Freitag, 29. Mai 2015

Brief 8 vom 30.05.1940


Mein lieber Mann!                                                         30.5.                                                                                                                                             
 Heute hat es wieder in einer Tour geregnet, ohne Unterbrechung. Das ist nun der 2.Tag und es wird langsam langweilig. Schönes Wetter kann man viel länger aushalten.
Viel ist von dem heutigen Tag nicht zu berichten.
Ich habe meine aufgesparten Arbeiten erledigt und die Kindern haben gespielt.

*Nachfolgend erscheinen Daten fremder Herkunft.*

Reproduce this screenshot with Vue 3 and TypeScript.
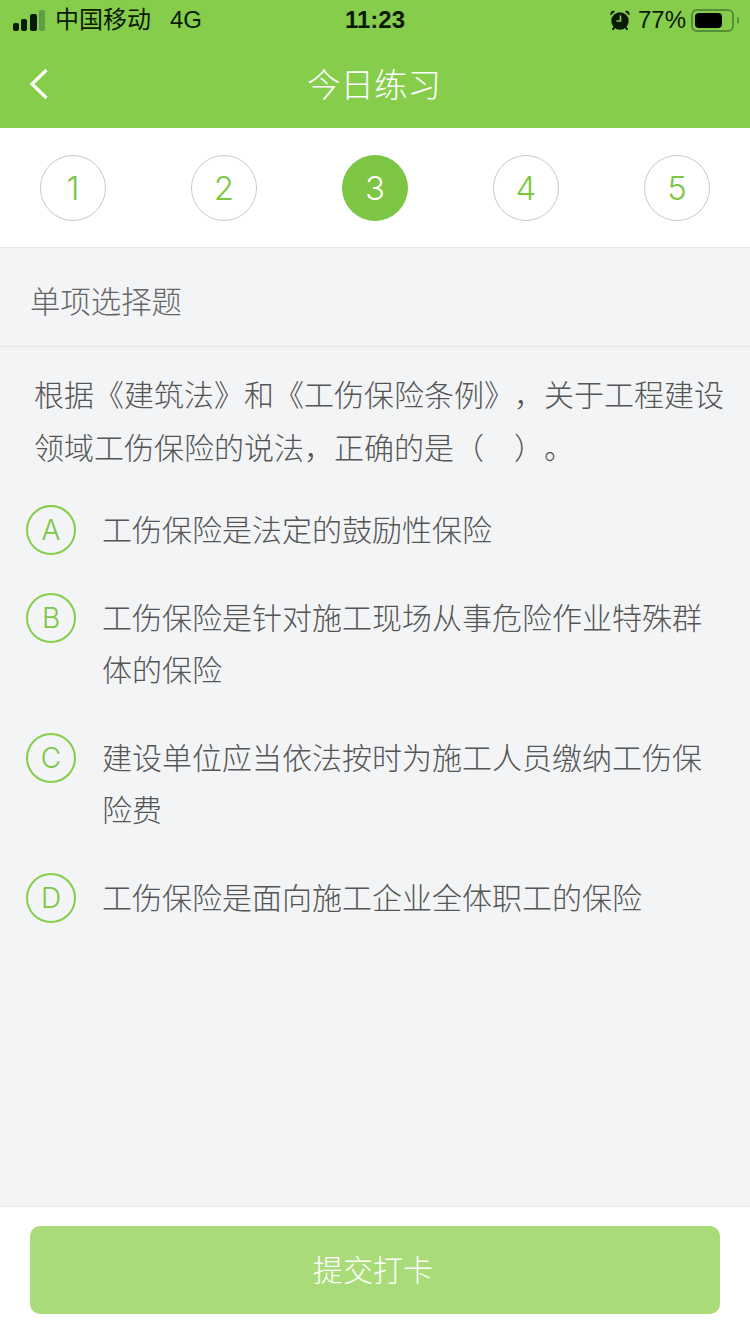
<template>
  <div class="page">
    <header class="top">
      <div class="status">
        <div class="status-left">
          <svg class="signal" width="32" height="21" viewBox="0 0 32 21">
            <rect x="0" y="13" width="6" height="8" rx="2" fill="#0b1a05" />
            <rect x="8" y="9" width="6" height="12" rx="2" fill="#0b1a05" />
            <rect x="17" y="4" width="7" height="17" rx="2" fill="#0b1a05" />
            <rect x="26" y="0" width="6" height="21" rx="2" fill="#5f9c48" />
          </svg>
          <span class="carrier">中国移动</span>
          <span class="net">4G</span>
        </div>
        <span class="time">11:23</span>
        <div class="status-right">
          <svg class="alarm" width="20" height="20" viewBox="0 0 20 20">
            <path d="M.5 5.500 5 1.500C3-.5-.3 1.500.5 5.500ZM19.500 5.500 15 1.500C17-.5 20.300 1.500 19.500 5.500Z" fill="#0b1a05" />
            <path d="M4.500 17 3 19.200M15.500 17 17 19.200" stroke="#0b1a05" stroke-width="2" stroke-linecap="round" />
            <circle cx="10" cy="11" r="8.700" fill="#0b1a05" />
            <path d="M10.500 5.500V11H6.500" fill="none" stroke="#86cd4c" stroke-width="1.600" />
          </svg>
          <span class="percent">77%</span>
          <div class="battery">
            <div class="battery-level" :style="{ width: battery + '%' }" />
          </div>
          <span class="battery-nub" />
        </div>
      </div>
      <div class="nav">
        <svg class="back" width="20" height="32" viewBox="0 0 20 32">
          <path d="M17.500 2 3 16 17.500 30" fill="none" stroke="#fff" stroke-width="3.200" />
        </svg>
        <span class="nav-title">今日练习</span>
      </div>
    </header>

    <div class="steps">
      <div
        v-for="n in steps"
        :key="n"
        :class="['step', n === current ? 'step-active' : '']"
      >
        {{ n }}
      </div>
    </div>

    <main class="body">
      <div class="section">单项选择题</div>
      <p class="question">
        根据《建筑法》和《工伤保险条例》，关于工程建设领域工伤保险的说法，正确的是（　）。
      </p>
      <div class="options">
        <div v-for="opt in options" :key="opt.key" class="option">
          <span class="option-key">{{ opt.key }}</span>
          <span class="option-text">{{ opt.text }}</span>
        </div>
      </div>
    </main>

    <footer class="footer">
      <button class="submit" type="button">提交打卡</button>
    </footer>
  </div>
</template>

<script setup lang="ts">
const battery = 77;
const steps = [1, 2, 3, 4, 5];
const current = 3;

const options = [
  { key: "A", text: "工伤保险是法定的鼓励性保险" },
  { key: "B", text: "工伤保险是针对施工现场从事危险作业特殊群体的保险" },
  { key: "C", text: "建设单位应当依法按时为施工人员缴纳工伤保险费" },
  { key: "D", text: "工伤保险是面向施工企业全体职工的保险" },
];
</script>

<style>
html,
body {
  margin: 0;
  background: #f2f4f6;
}
</style>

<style scoped>
.page {
  display: flex;
  flex-direction: column;
  width: 750px;
  height: 1334px;
  overflow: hidden;
  background: #f2f4f6;
  font-family: "Liberation Sans", "Noto Sans CJK SC", sans-serif;
  text-spacing-trim: space-all;
}

.top {
  background: #86cd4c;
}

.status {
  display: grid;
  grid-template-columns: 1fr auto 1fr;
  align-items: center;
  height: 40px;
  color: #0b1a05;
  font-size: 24px;
}

.status-left {
  display: flex;
  align-items: center;
  padding-left: 13px;
}

.signal {
  margin-right: 10px;
}

.carrier {
  line-height: 24px;
  margin-top: -1px;
}

.net {
  margin-left: 19px;
}

.time {
  font-weight: 700;
}

.status-right {
  display: flex;
  align-items: center;
  justify-content: flex-end;
  padding-right: 11px;
}

.percent {
  margin: 0 5px 0 8px;
}

.battery {
  box-sizing: border-box;
  width: 43px;
  height: 23px;
  padding: 2px;
  border: 2px solid #558f38;
  border-radius: 6px;
}

.battery-level {
  height: 100%;
  border-radius: 4px;
  background: #000;
}

.battery-nub {
  width: 2px;
  height: 7px;
  margin-left: 3px;
  border-radius: 0 2px 2px 0;
  background: #558f38;
}

.nav {
  display: flex;
  align-items: center;
  justify-content: center;
  position: relative;
  box-sizing: border-box;
  height: 88px;
  padding: 0 2px 4px 0;
}

.back {
  position: absolute;
  left: 29px;
  top: 28px;
}

.nav-title {
  color: #fff;
  font-size: 33.500px;
  font-weight: 300;
}

.steps {
  display: flex;
  align-items: center;
  justify-content: space-between;
  box-sizing: border-box;
  height: 120px;
  padding: 0 40px;
  background: #fff;
  border-bottom: 1px solid #e4e6e8;
}

.step {
  display: flex;
  align-items: center;
  justify-content: center;
  box-sizing: border-box;
  width: 66px;
  height: 66px;
  border: 1px solid #c8c8c8;
  border-radius: 50%;
  color: #7cc644;
  font-family: Inter, sans-serif;
  font-size: 33px;
  font-weight: 300;
}

.step-active {
  border-color: #7cc644;
  background: #7cc644;
  color: #fff;
}

.body {
  flex: 1;
}

.section {
  box-sizing: border-box;
  height: 99px;
  padding: 0 30px;
  border-bottom: 1px solid #e4e6e8;
  color: #666;
  font-size: 30.400px;
  font-weight: 300;
  line-height: 108px;
}

.question {
  margin: 0;
  padding: 22px 25px 0 34px;
  color: #555;
  font-size: 30px;
  font-weight: 300;
  line-height: 53px;
}

.options {
  display: flex;
  flex-direction: column;
  gap: 36px;
  margin-top: 30px;
  padding: 0 46px 0 26px;
}

.option {
  display: flex;
  align-items: flex-start;
}

.option-key {
  display: flex;
  flex: none;
  align-items: center;
  justify-content: center;
  box-sizing: border-box;
  width: 50px;
  height: 50px;
  margin-right: 26px;
  border: 2px solid #86cd4c;
  border-radius: 50%;
  color: #7cc644;
  font-family: Inter, sans-serif;
  font-size: 28px;
  font-weight: 300;
}

.option-text {
  color: #555;
  font-size: 30px;
  font-weight: 300;
  line-height: 52px;
}

.footer {
  box-sizing: border-box;
  height: 128px;
  padding: 19px 30px 0;
  background: #fff;
  border-top: 1px solid #e6e8ea;
}

.submit {
  display: block;
  width: 100%;
  height: 88px;
  padding: 0 4px 4px 0;
  border: 0;
  border-radius: 10px;
  background: #a9dc78;
  color: #fff;
  font-family: inherit;
  font-size: 30px;
  font-weight: 300;
}
</style>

Bei Helga muß ich jetzt aufpassen, sie will in ihren Schulaufgaben wieder nachlässig werden. Heute habe ich sie die Aufgabe nochmals schreiben lassen. Da hat sie sich aber dann Mühe gegeben und sehr gut geschrieben. Ich halte sie schon in Zucht. 
Heute Abend habe ich Besuch von Vater und Kurt. Sie sitzen beide da und lesen. Also ist es sehr unterhaltend. So habe ich aber wenigstens Gelegenheit, in Ruhe an Dich zu schreiben. 
Als ich heute im Garten Spinat geholt habe, habe ich gerade gesehen, daß jetzt alle Stangenbohnen herauskommen, also an sämtlichen Stangen. Der Regen tut ja gut, aber jetzt könnte es dann bald wieder aufhören. Mit dem Spinat ist es dann fertig. Er blüht überall.
Ich habe heute soweit alles geholt. Morgen gibt es wieder Salat, worauf wir uns alle schon freuen. Gestern habe ich 2 ½ Pfund Rhabarber zu Marmelade gekocht. Wir haben noch einen Topf Brombeermarmelade, aber den hebe ich noch ein Weilchen auf.
Die Rhabarbermarmelade schmeckt auch gut. Dazu habe ich schon von dem gesparten Zucker verwenden können.  Heute habe ich bei Weber‘s eine Milchschokolade erwischen können, die haben wir ganz allein gefuttert, denn es hat ja keinen Zweck, Dir welche zu schicken, wenn Du Dir dort welche kaufen kannst. 
Ich schicke Dir wieder einen Zeitungsausschnitt mit, der Dich auch interessieren wird.
Vater hat noch einen Gruß beigefügt. Ich soll Dir schreiben, er hätte schon öfter einen Gruß geschrieben, aber es hätte immer nicht geklappt.
Nun will ich schlafen gehen, Gute Nacht, lieber Ernst.